Here in inherently surreal England we might naturally associate the phrase “tea party” with Mad Hatters, but the Yanks have got their own fairy story about how they, The People, nobly stood up to an evil despot who wanted to tax without giving them a say.

Only that isn’t what actually happened. What actually happened was that a small group of wealthy Boston merchants had been taking advantage, smuggling tea into America and making a tidy profit for themselves. Then when the East India Company started shipping tea in at a lower price, even with a bit of added tax added on by the government, of course the Boston Brahmins saw their nice little earner under threat, but acted cunningly to hide their self interest under the guise of principle, by tricking ordinary people into seeing only The Tax and rendering invisible the benefit of cheaper tea.

And now in 2010 a small group of wealthy merchants is again laughing up its sleeve and playing on the prejudices of ordinary Americans to make believe that they would lose out from healthcare or banking reforms, when in fact it is the wealthy few who would lose and the poorer majority who would gain. In with generous lashings of (superficially) high-minded rhetoric, here from Edward Cline:

“It is time for Americans to understand that it is not merely a political fight they have on their hands, but a moral one. They must reject the moral code, altruism, that asks them to live for the sake of other men … Americans must proudly, loudly proclaim the selfish virtue of individual rights, which has been the source of all the wealth and prosperity that we enjoy but which Obama and Congress seek to destroy through socialist redistribution.”

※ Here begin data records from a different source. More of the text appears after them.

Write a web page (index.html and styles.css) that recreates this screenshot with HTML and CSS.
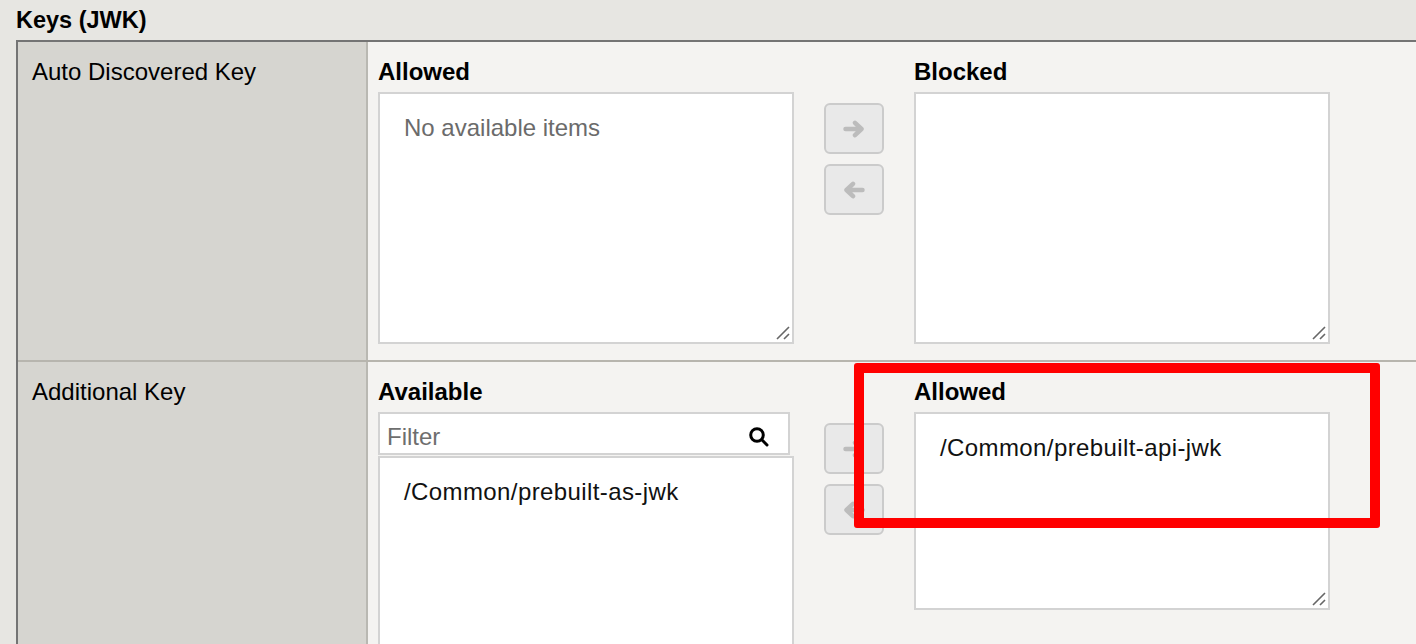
FILE: index.html
```html
<!DOCTYPE html>
<html>
<head>
<meta charset="utf-8">
<title>Keys (JWK)</title>
<link rel="stylesheet" href="styles.css">
</head>
<body>
<div class="page">
  <h2 class="section-title">Keys (JWK)</h2>
  <div class="props">
    <div class="row">
      <div class="label">Auto Discovered Key</div>
      <div class="value">
        <div class="dual">
          <div class="pane">
            <div class="pane-title">Allowed</div>
            <div class="listbox lb-tall">
              <div class="empty">No available items</div>
              <svg class="grip" viewBox="0 0 14 14"><path d="M1 13 L13 1 M8 13 L13 8"/></svg>
            </div>
          </div>
          <div class="movers">
            <button class="mover" type="button">
              <svg class="arrow" viewBox="0 0 22 18"><path d="M2.5 9 H18.5 M12 2.8 L18.5 9 L12 15.2"/></svg>
            </button>
            <button class="mover" type="button">
              <svg class="arrow" viewBox="0 0 22 18"><path d="M19.5 9 H3.5 M10 2.8 L3.5 9 L10 15.2"/></svg>
            </button>
          </div>
          <div class="pane">
            <div class="pane-title">Blocked</div>
            <div class="listbox lb-tall">
              <svg class="grip" viewBox="0 0 14 14"><path d="M1 13 L13 1 M8 13 L13 8"/></svg>
            </div>
          </div>
        </div>
      </div>
    </div>
    <div class="row">
      <div class="label">Additional Key</div>
      <div class="value">
        <div class="dual">
          <div class="pane">
            <div class="pane-title">Available</div>
            <div class="filter">
              <input class="filter-input" type="text" placeholder="Filter">
              <svg class="search" viewBox="0 0 22 22"><circle cx="9" cy="9" r="6.3"/><path d="M13.8 13.8 L19 19"/></svg>
            </div>
            <div class="listbox lb-avail">
              <div class="item">/Common/prebuilt-as-jwk</div>
            </div>
          </div>
          <div class="movers">
            <button class="mover" type="button">
              <svg class="arrow" viewBox="0 0 22 18"><path d="M2.5 9 H18.5 M12 2.8 L18.5 9 L12 15.2"/></svg>
            </button>
            <button class="mover" type="button">
              <svg class="arrow" viewBox="0 0 22 18"><path d="M19.5 9 H3.5 M10 2.8 L3.5 9 L10 15.2"/></svg>
            </button>
          </div>
          <div class="pane">
            <div class="pane-title">Allowed</div>
            <div class="listbox lb-allowed">
              <div class="item">/Common/prebuilt-api-jwk</div>
              <svg class="grip" viewBox="0 0 14 14"><path d="M1 13 L13 1 M8 13 L13 8"/></svg>
            </div>
          </div>
        </div>
        <div class="highlight"></div>
      </div>
    </div>
  </div>
</div>
</body>
</html>
```

FILE: styles.css
```css
html, body {
  margin: 0;
  padding: 0;
}

body {
  background: #e7e6e2;
  font-family: "Liberation Sans", Arial, Helvetica, sans-serif;
  color: #000;
  overflow: hidden;
  height: 644px;
}

.section-title {
  margin: 0;
  padding: 6px 16px;
  font-size: 23.5px;
  line-height: 28px;
  font-weight: bold;
}

.props {
  margin-left: 16px;
  width: 1420px;
  border-top: 2px solid #747474;
  border-left: 2px solid #747474;
}

.row {
  display: flex;
}

.row + .row {
  border-top: 2px solid #b7b5ae;
}

.label {
  box-sizing: border-box;
  width: 350px;
  flex: none;
  padding: 16px 0 0 14px;
  background: #d6d5d0;
  border-right: 2px solid #b9b8b2;
  font-size: 24px;
  line-height: 28px;
}

.value {
  flex: 1;
  position: relative;
  background: #f4f3f1;
  padding: 16px 0 16px 10px;
}

.dual {
  display: flex;
  align-items: flex-start;
}

.pane {
  width: 416px;
  flex: none;
}

.pane-title {
  font-weight: bold;
  font-size: 24px;
  line-height: 28px;
  margin-bottom: 6px;
}

.listbox {
  position: relative;
  box-sizing: border-box;
  background: #fff;
  border: 2px solid #d3d3d3;
  padding: 20px 24px 19px;
  font-size: 24px;
  line-height: 28px;
}

.lb-tall {
  height: 252px;
}

.lb-avail {
  height: 230px;
  margin-top: 1px;
}

.lb-allowed {
  height: 198px;
}

.empty {
  color: #6b6b6b;
}

.item {
  color: #111;
  letter-spacing: 0.4px;
}

.grip {
  position: absolute;
  right: 2px;
  bottom: 2px;
  width: 14px;
  height: 14px;
}

.grip path {
  fill: none;
  stroke: #676767;
  stroke-width: 1.6;
}

.movers {
  flex: none;
  width: 60px;
  margin: 45px 30px 0;
  display: flex;
  flex-direction: column;
  gap: 10px;
}

.mover {
  box-sizing: border-box;
  width: 60px;
  height: 51px;
  padding: 0;
  border: 2px solid #cbcbcb;
  border-radius: 6px;
  background: #e9e9e9;
  display: flex;
  align-items: center;
  justify-content: center;
}

.arrow {
  width: 22px;
  height: 18px;
}

.arrow path {
  fill: none;
  stroke: #bcbcbc;
  stroke-width: 4.5;
  stroke-linecap: round;
  stroke-linejoin: round;
}

.filter {
  box-sizing: border-box;
  width: 412px;
  height: 43px;
  display: flex;
  align-items: center;
  background: #fff;
  border: 2px solid #d3d3d3;
  padding: 0 18px 0 7px;
}

.filter-input {
  flex: 1;
  min-width: 0;
  border: none;
  outline: none;
  padding: 0;
  margin: 0;
  background: transparent;
  font-family: "Liberation Sans", Arial, Helvetica, sans-serif;
  font-size: 24px;
  line-height: 28px;
  color: #000;
  margin-top: 6px;
}

.filter-input::placeholder {
  color: #6e6e6e;
}

.search {
  flex: none;
  width: 22px;
  height: 22px;
  margin-top: 6px;
}

.search circle,
.search path {
  fill: none;
  stroke: #000;
  stroke-width: 3;
  stroke-linecap: round;
}

.highlight {
  position: absolute;
  top: 1px;
  left: 486px;
  width: 526px;
  height: 165px;
  box-sizing: border-box;
  border: 10px solid #ff0000;
  border-radius: 3px;
}
```
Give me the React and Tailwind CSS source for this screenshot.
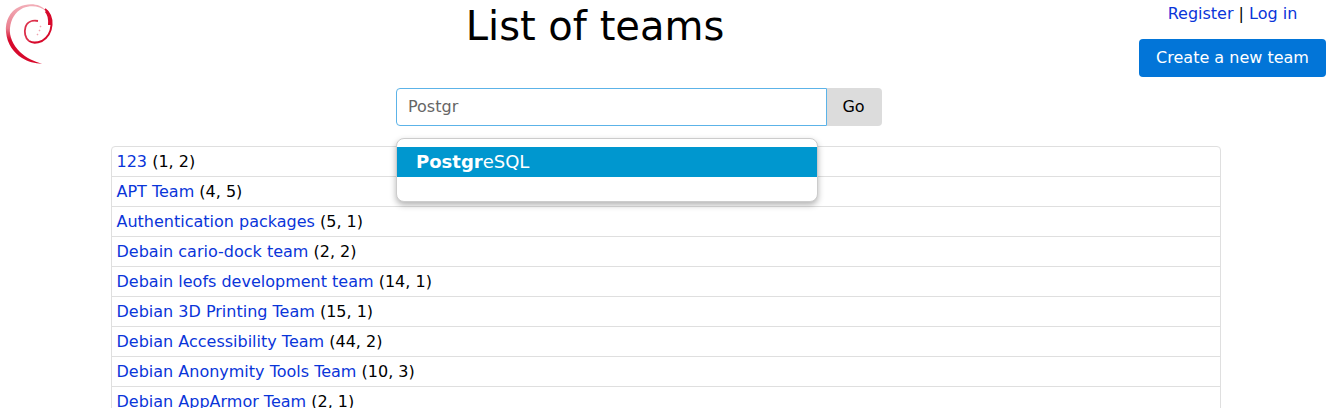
import React from "react";

const TEAMS = [
  ["123", "(1, 2)"],
  ["APT Team", "(4, 5)"],
  ["Authentication packages", "(5, 1)"],
  ["Debain cario-dock team", "(2, 2)"],
  ["Debain leofs development team", "(14, 1)"],
  ["Debian 3D Printing Team", "(15, 1)"],
  ["Debian Accessibility Team", "(44, 2)"],
  ["Debian Anonymity Tools Team", "(10, 3)"],
  ["Debian AppArmor Team", "(2, 1)"],
];

const Swirl = () => (
  <svg width="56" height="66" viewBox="0 0 56 66" fill="none">
    <defs>
      <linearGradient id="swirl" x1="0" y1="0" x2="0" y2="1">
        <stop offset="0" stopColor="#f2aeb8" />
        <stop offset="0.4" stopColor="#ea7f8f" />
        <stop offset="0.6" stopColor="#d70a2c" />
        <stop offset="1" stopColor="#d70a2c" />
      </linearGradient>
    </defs>
    {/* outer crescent, pale at the top and solid red at the bottom */}
    <path
      d="M46 11C40 3 28 3 19 7C10 11 5 21 6 32C7 44 14 53 22 58C28 62 35 63 42 64C34 61 26 58 20 52C13 45 9 36 10 28C11 19 15 12 23 8C31 5 40 6 46 11Z"
      fill="url(#swirl)"
    />
    <path d="M45 9C49 12 52 18 51.5 25C51 32 47 38 42 41C37 43 32 43 29 41" stroke="#d70a2c" strokeWidth="2" />
    <path d="M46 11C49 14 50 19 49.5 25" stroke="#d70a2c" strokeWidth="3" />
    <path d="M29 41C25 38 24 32 25.5 27C27 22 32 20 38 21" stroke="#dc2f4a" strokeWidth="1.8" />
    <path d="M40 26L41 27M39 30L40 31M37 34L38 35" stroke="#f0a3ae" strokeWidth="1.5" />
  </svg>
);

const App = () => {
  return (
    <div className="h-[408px] overflow-hidden bg-white text-base leading-6 text-black font-['DejaVu_Sans',sans-serif]">
      <header className="flex h-[88px]">
        <div className="w-[55px] shrink-0">
          <Swirl />
        </div>
        <h1 className="w-[1080px] pt-1 text-center text-[40px] leading-[44px]">List of teams</h1>
        <div className="ml-1 w-[187px] text-center">
          <p className="pt-[2px]">
            <a href="#" className="text-[#0a35d9]">Register</a> | <a href="#" className="text-[#0a35d9]">Log in</a>
          </p>
          <button className="mt-[13px] h-[38px] w-[187px] rounded bg-[#0275d8] text-white">Create a new team</button>
        </div>
      </header>

      <div className="relative">
        <form className="ml-[396px] flex h-[38px] w-[486px]">
          <input
            readOnly
            value="Postgr"
            className="w-[431px] rounded-l border border-[#5cb3e8] px-[11px] text-[#666666] outline-none"
          />
          <button type="button" className="w-[55px] rounded-r bg-[#dcdcdc] pr-[2px]">Go</button>
        </form>

        <div className="absolute left-[396px] top-[50px] z-10 h-[64px] w-[422px] rounded-lg border border-[#cccccc] bg-white pt-2 shadow-[0_3px_6px_rgba(0,0,0,0.3)]">
          <div className="h-[30px] bg-[#0097cf] pl-[19px] text-lg leading-[30px] text-white">
            <strong>Postgr</strong>eSQL
          </div>
        </div>

        <ul className="ml-[111px] mt-5 w-[1110px] rounded border border-[#dfdfdf]">
          {TEAMS.map(([name, counts]) => (
            <li key={name} className="h-[30px] border-b border-[#dfdfdf] pl-[4.5px] leading-[30px] last:border-b-0">
              <a href="#" className="text-[#0a35d9]">{name}</a> {counts}
            </li>
          ))}
        </ul>
      </div>
    </div>
  );
};

export default App;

But before we English get too smug that we would never fall for this line, back here in the UK we’re not so different. Many times I’ve spoken to people on quite low incomes or on benefits and raised the issue of the super-rich getting away with vast “remuneration” and very little tax, only to find that what really gets up their noses is not the super-rich, who might as well be in another universe, but the thought that some man or woman they know round the corner is getting a few quid more than them because of one dodge or another!

That sort of petty envy along with the fatalistic idea that “there’s nothing we can do anyway, it’s always been like this” are what make me suspect that the Coalition may well have a relatively easy ride from the mainstream British public.